***** Data excerpt

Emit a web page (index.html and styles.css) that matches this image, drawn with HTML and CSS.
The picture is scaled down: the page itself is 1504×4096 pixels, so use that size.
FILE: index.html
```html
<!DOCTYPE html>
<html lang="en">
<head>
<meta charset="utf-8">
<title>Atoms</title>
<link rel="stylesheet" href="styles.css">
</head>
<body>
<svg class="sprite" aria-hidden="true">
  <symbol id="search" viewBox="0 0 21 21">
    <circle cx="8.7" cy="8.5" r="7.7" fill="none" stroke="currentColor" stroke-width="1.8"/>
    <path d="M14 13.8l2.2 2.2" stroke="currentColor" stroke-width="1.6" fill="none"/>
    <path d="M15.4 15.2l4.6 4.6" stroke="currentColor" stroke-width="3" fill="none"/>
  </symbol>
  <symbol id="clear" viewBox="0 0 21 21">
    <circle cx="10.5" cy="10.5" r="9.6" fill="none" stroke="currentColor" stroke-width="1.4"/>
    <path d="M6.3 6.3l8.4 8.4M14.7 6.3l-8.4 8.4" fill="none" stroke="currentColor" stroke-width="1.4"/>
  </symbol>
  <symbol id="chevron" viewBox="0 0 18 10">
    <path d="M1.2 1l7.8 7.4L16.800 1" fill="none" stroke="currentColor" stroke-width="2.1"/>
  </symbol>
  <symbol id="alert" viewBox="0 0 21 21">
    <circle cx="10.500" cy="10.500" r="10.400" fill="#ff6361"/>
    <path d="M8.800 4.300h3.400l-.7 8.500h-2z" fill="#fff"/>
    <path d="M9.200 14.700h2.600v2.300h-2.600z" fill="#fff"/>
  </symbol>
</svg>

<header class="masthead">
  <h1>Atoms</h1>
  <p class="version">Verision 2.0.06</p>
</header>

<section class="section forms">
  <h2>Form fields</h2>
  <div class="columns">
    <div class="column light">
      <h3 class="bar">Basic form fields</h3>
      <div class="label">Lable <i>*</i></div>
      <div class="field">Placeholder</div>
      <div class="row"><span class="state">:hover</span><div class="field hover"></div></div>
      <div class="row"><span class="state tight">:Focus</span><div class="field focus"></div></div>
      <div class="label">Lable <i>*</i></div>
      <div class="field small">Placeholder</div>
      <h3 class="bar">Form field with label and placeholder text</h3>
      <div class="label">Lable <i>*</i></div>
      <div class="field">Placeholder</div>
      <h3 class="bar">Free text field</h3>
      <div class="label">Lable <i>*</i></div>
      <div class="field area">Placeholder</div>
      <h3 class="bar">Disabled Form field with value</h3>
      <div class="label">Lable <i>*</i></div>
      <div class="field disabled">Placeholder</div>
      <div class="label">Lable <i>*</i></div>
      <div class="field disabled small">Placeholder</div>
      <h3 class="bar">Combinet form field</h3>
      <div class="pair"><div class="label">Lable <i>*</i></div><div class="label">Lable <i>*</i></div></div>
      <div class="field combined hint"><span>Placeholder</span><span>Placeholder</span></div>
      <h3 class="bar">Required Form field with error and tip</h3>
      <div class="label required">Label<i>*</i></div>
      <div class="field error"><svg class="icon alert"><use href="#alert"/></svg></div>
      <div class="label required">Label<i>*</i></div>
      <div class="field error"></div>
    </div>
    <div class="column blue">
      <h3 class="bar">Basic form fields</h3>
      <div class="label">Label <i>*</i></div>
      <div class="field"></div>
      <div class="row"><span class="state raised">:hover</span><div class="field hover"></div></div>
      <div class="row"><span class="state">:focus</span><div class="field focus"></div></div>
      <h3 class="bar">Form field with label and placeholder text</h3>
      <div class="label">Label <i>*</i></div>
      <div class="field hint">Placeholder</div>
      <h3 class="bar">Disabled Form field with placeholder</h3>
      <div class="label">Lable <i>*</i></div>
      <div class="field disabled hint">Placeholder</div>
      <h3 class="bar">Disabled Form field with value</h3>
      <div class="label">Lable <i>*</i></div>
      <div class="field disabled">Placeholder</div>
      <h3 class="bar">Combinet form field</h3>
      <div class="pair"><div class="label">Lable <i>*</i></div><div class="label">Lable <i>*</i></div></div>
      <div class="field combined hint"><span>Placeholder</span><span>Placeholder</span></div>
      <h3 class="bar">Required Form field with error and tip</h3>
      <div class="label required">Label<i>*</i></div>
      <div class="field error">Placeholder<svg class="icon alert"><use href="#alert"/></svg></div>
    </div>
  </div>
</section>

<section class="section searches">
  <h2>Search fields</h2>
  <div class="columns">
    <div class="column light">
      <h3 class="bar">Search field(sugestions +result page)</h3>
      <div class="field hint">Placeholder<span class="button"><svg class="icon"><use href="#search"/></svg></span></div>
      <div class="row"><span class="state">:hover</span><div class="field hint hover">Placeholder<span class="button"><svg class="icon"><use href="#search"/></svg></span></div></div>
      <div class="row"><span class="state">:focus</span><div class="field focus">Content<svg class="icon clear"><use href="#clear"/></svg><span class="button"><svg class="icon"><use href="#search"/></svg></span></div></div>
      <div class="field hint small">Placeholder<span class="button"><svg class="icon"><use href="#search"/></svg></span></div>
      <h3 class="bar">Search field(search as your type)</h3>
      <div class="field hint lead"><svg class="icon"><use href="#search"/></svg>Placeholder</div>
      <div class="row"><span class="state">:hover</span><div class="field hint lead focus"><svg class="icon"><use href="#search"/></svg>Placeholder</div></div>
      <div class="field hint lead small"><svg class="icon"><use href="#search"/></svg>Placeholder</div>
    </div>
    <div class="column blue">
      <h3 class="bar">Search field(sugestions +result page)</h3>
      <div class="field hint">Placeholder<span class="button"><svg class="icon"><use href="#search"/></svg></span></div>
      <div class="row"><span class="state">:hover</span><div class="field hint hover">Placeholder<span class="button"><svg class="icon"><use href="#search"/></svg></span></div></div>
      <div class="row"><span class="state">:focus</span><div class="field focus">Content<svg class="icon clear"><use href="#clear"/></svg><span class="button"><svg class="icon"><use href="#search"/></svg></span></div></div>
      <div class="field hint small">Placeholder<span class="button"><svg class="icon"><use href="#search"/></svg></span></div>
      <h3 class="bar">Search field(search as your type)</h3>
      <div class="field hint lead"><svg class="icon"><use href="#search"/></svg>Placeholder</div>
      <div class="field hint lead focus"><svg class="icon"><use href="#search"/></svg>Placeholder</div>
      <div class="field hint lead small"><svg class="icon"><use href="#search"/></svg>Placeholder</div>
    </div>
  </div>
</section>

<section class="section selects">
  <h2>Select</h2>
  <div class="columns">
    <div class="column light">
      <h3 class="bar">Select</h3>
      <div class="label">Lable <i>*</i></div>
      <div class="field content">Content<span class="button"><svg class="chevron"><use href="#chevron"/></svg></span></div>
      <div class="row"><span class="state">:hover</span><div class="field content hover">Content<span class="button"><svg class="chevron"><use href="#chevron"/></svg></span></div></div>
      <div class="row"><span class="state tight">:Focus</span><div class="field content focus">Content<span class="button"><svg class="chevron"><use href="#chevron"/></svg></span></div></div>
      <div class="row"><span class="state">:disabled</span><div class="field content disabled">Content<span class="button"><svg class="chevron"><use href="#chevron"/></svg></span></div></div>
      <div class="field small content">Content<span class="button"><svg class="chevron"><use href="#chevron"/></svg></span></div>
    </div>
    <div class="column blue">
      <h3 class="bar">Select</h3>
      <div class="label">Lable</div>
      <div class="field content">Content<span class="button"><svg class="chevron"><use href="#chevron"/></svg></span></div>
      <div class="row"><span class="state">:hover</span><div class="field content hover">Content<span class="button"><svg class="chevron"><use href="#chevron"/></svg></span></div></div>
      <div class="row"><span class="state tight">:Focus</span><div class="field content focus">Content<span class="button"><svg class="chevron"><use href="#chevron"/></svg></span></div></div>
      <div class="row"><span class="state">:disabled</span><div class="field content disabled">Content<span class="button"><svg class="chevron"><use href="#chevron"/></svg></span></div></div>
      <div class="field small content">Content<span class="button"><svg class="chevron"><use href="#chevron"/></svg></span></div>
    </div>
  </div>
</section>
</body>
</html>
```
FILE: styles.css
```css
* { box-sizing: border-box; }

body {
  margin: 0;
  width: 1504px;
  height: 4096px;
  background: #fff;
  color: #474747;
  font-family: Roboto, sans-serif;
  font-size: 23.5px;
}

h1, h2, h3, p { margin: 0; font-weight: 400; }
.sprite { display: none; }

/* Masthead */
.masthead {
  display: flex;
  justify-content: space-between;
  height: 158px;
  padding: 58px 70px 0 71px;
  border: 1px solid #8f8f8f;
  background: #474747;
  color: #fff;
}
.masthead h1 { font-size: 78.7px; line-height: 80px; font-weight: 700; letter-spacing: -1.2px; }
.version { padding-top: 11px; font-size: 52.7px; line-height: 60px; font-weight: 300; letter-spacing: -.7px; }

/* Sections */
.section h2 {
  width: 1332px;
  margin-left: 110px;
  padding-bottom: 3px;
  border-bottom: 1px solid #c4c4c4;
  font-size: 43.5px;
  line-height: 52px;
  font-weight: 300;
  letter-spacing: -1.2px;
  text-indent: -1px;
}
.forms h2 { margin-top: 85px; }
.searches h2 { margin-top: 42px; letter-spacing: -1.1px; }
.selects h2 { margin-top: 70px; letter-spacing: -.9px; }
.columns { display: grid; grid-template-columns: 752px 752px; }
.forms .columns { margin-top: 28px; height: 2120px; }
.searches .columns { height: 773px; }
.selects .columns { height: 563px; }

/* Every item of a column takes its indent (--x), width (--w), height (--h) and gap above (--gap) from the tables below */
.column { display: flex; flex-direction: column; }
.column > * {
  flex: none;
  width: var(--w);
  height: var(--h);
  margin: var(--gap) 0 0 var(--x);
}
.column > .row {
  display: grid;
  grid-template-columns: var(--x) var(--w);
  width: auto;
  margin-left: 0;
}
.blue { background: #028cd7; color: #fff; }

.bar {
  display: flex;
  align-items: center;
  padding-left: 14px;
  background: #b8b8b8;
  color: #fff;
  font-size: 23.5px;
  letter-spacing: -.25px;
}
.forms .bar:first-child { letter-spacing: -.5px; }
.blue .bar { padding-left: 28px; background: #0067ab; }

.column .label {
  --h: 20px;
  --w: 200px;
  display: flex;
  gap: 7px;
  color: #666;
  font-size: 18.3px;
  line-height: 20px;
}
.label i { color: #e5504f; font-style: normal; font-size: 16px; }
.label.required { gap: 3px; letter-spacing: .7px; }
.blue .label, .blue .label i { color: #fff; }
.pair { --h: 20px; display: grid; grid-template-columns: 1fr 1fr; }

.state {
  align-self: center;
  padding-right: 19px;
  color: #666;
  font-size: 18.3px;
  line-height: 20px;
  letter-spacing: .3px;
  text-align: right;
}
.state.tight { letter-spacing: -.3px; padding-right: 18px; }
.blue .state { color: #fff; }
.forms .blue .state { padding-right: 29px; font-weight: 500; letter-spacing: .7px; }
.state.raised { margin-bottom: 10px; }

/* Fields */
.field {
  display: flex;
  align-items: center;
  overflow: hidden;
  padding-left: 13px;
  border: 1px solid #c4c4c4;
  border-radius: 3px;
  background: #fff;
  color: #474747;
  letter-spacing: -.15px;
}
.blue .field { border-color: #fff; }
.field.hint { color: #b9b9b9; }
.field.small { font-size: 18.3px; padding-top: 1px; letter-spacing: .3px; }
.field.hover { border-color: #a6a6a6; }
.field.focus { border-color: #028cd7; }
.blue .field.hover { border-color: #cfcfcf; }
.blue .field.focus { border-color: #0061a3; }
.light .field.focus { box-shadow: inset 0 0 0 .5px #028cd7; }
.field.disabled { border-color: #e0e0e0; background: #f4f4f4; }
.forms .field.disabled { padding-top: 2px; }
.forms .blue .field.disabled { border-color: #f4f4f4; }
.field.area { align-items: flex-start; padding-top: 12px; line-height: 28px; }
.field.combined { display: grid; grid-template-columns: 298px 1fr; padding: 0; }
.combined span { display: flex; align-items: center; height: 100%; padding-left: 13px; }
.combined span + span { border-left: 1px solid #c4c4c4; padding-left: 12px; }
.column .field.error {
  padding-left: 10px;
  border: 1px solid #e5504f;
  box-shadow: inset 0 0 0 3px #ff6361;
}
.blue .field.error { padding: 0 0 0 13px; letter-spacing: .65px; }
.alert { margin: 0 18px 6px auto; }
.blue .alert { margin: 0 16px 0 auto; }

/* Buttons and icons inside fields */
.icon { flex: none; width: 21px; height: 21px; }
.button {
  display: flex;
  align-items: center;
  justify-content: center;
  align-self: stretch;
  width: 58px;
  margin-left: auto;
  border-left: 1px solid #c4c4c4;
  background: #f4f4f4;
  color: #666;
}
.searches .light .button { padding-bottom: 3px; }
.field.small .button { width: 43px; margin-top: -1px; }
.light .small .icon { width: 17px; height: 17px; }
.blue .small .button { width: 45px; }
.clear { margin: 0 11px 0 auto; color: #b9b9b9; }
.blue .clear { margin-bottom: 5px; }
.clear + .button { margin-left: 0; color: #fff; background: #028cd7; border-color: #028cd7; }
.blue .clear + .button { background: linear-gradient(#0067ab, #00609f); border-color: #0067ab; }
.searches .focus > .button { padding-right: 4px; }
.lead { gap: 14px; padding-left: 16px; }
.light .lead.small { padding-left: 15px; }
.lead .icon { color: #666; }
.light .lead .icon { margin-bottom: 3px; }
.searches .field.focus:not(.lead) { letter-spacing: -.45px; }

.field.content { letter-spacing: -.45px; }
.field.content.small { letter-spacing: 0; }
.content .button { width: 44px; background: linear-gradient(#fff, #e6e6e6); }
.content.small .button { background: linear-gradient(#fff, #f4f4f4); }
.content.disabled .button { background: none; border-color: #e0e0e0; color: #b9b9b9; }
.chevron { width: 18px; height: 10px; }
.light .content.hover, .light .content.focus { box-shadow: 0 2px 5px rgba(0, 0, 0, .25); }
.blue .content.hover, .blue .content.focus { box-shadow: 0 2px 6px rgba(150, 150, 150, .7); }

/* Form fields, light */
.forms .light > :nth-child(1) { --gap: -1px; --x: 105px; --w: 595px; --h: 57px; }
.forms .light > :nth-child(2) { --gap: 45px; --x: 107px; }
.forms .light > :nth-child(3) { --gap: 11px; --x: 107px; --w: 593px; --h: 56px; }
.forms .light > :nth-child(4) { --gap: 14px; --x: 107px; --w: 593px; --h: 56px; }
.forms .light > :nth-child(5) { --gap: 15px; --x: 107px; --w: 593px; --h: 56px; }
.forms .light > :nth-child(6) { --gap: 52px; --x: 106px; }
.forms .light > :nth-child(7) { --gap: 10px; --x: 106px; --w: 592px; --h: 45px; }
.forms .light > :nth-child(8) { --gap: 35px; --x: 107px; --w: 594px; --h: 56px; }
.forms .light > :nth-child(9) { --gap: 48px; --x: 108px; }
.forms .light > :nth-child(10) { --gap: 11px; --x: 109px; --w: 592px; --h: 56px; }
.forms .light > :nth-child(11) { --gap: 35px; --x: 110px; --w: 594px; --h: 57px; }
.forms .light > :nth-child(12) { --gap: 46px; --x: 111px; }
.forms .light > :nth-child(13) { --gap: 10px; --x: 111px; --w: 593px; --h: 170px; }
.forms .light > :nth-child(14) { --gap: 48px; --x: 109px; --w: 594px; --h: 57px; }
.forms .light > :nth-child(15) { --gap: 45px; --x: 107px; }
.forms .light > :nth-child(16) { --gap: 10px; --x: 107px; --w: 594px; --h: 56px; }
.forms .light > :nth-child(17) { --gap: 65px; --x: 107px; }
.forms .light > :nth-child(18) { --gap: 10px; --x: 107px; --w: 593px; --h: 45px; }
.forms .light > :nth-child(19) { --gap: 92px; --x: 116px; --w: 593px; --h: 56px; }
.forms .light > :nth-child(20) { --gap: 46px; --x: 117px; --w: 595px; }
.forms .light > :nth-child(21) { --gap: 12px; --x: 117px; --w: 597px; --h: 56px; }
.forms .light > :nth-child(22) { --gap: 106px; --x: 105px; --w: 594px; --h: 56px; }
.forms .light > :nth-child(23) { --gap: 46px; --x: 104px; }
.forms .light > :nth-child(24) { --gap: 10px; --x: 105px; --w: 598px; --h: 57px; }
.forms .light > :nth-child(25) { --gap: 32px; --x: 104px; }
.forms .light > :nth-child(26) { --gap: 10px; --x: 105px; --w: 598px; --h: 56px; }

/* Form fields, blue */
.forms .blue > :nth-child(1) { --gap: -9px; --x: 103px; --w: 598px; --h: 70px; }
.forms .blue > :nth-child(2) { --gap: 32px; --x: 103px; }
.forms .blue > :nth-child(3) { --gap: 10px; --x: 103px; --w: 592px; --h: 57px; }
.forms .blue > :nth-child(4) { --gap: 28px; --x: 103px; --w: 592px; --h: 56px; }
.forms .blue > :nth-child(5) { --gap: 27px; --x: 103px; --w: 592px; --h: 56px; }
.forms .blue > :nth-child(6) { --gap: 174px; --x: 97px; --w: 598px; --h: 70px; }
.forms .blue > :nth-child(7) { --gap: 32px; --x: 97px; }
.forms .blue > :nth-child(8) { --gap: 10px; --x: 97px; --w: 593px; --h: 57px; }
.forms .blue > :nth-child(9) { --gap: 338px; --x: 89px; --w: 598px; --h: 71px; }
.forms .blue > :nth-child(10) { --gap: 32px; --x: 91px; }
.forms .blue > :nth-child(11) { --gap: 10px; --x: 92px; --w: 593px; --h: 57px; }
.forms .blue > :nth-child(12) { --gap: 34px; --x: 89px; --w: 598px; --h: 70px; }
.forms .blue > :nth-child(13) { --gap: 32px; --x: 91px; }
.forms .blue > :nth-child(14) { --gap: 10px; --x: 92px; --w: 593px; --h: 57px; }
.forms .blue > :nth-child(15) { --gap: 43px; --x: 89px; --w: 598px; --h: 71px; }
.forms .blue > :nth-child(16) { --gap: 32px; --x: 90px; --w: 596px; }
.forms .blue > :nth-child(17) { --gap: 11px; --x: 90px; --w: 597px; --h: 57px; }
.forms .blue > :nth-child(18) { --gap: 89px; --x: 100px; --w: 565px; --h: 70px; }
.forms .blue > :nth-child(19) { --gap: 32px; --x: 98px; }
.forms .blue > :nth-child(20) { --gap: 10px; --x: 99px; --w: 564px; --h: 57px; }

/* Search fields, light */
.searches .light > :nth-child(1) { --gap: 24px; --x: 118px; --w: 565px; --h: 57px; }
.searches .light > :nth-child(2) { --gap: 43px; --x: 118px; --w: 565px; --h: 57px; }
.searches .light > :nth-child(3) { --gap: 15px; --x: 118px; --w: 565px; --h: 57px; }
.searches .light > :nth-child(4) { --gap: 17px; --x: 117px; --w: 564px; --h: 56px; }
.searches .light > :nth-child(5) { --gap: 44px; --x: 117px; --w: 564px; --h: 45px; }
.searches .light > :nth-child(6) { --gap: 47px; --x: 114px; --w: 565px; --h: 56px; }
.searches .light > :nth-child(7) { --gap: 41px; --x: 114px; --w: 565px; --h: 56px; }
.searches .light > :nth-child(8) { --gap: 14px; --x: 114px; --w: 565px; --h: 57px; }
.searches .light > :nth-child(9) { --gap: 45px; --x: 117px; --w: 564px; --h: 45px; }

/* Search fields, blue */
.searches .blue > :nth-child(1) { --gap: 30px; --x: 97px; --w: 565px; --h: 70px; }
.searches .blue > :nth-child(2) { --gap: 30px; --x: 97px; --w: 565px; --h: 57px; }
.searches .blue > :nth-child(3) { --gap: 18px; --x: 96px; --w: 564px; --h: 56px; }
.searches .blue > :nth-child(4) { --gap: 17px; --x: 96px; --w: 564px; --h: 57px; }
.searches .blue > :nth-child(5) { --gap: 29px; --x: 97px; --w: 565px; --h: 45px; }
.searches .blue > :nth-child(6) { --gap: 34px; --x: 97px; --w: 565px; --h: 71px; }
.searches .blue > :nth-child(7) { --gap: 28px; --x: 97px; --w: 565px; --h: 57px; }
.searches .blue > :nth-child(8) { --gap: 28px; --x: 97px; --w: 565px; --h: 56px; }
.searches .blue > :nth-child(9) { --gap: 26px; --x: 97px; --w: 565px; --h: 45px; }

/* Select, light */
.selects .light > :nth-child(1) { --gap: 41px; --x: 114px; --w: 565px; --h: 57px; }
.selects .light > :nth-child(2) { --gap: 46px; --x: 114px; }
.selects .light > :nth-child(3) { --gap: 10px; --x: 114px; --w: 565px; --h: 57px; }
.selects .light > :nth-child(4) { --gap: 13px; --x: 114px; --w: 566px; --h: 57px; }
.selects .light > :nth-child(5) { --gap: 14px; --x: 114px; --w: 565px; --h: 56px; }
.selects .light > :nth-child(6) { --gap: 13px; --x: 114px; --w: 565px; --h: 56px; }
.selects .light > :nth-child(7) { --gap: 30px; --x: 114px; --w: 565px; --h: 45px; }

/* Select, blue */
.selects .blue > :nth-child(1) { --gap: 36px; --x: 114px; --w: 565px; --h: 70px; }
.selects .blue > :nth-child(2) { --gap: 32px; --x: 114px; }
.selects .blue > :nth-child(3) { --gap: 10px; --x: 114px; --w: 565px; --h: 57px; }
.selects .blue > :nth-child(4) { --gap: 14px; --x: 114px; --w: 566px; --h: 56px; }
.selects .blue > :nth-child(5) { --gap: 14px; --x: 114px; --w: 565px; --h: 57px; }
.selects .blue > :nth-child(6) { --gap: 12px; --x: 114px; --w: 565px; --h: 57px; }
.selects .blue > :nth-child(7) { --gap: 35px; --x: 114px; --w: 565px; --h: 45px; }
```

**********

* What is being asked
Look through the data above. Copy every line with the string "index" in it.

* Response to this task
Emit a web page (index.html and styles.css) that matches this image, drawn with HTML and CSS.
FILE: index.html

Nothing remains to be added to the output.